In their news release, Fed officials noted the slowing, saying "softening in business and household demand and tightening conditions in financial markets over recent months suggest that the economy could expand" at a less feverish pace than it has in recent years.

But the officials added that "the easing of demand pressures has not been sufficient to warrant" changing their minds that the bigger risk is still too much growth--and the accompanying danger of renewed inflation--rather than too little.

Those words were enough to cool the fervor investors were showing in the minutes leading up to the Fed decision. The Dow Jones industrial average, which climbed more than 118 points in anticipation of a central bank signal about rate cuts, plunged before crawling back to gain 26.54 points, or 0.3%, and close at 10,707.60.

Other major market measures followed a similar pattern. The Nasdaq composite index, which jumped more than 70 points, dropped into negative terrain before closing up 27.22 points, or 0.9%, at 3165.49. The Standard & Poor's 500-stock index rose, fell and rose again, ending up 7.04 points, or 0.5%, at 1389.99.

The 10-year Treasury bond rose one-quarter of a point, pushing down its yield or market interest rate three basis points, to 5.72%.

"The financial markets were engaged in some wishful thinking," said Nicholas S. Perna, an economic consultant. "Having been beaten up in recent weeks, they wanted good news, but didn't get it."

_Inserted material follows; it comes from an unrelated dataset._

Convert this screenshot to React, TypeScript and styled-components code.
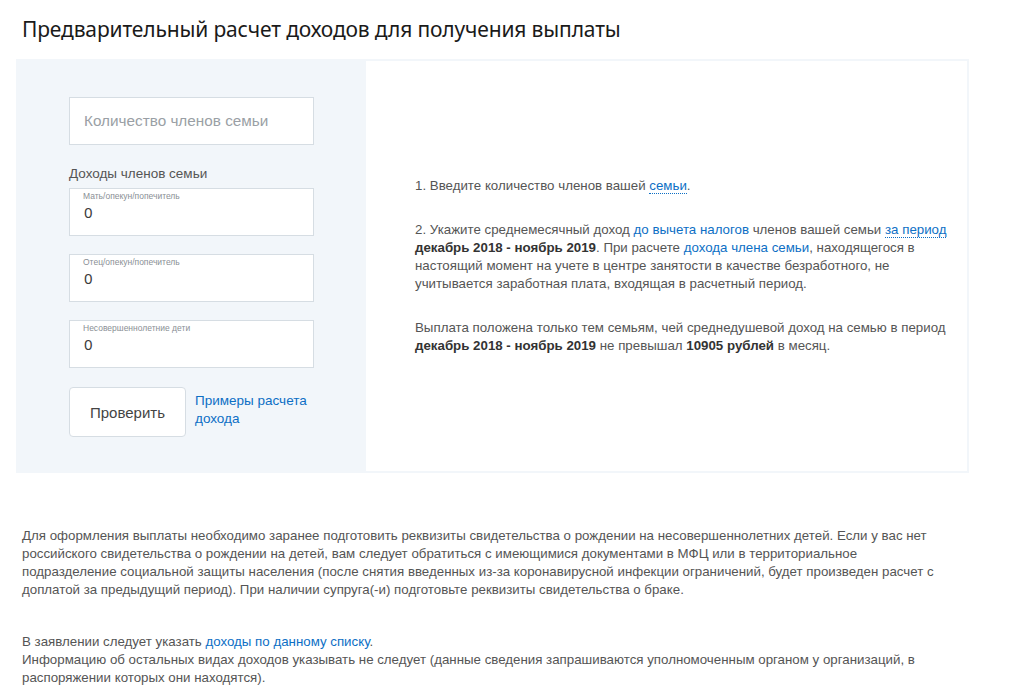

Fed policymakers had more reasons for standing pat than mixed signals from the economy. Analysts said they wanted to avoid adding anything new to the confusion engulfing the country because of last week's still-undecided presidential election.

Both candidates cited the economy in their campaigns, Democrat Al Gore saying it was in fine shape and Republican George W. Bush countering it was stumbling. The central bank did not want to be seen as choosing between the views.

In addition, some analysts said, policymakers wanted to avoid the perception the Fed was seeking to protect the economy and the markets from the uncertainty of the election outcome.

"They didn't want to be seen as responding to the vagaries of the vote count in Florida," Perna said.

The Fed raised the fed funds rate a total of 1.75 percentage points in six small steps between the middle of last year and May, saying it needed to slow growth to a more sustainable pace in order to avoid a resurgence of inflation. Since May, policymakers have met four times without changing the rate.

A higher funds rate raises the interest Americans must pay to finance a home, buy a car or make a credit card purchase, and, over time, slows consumption and economic growth.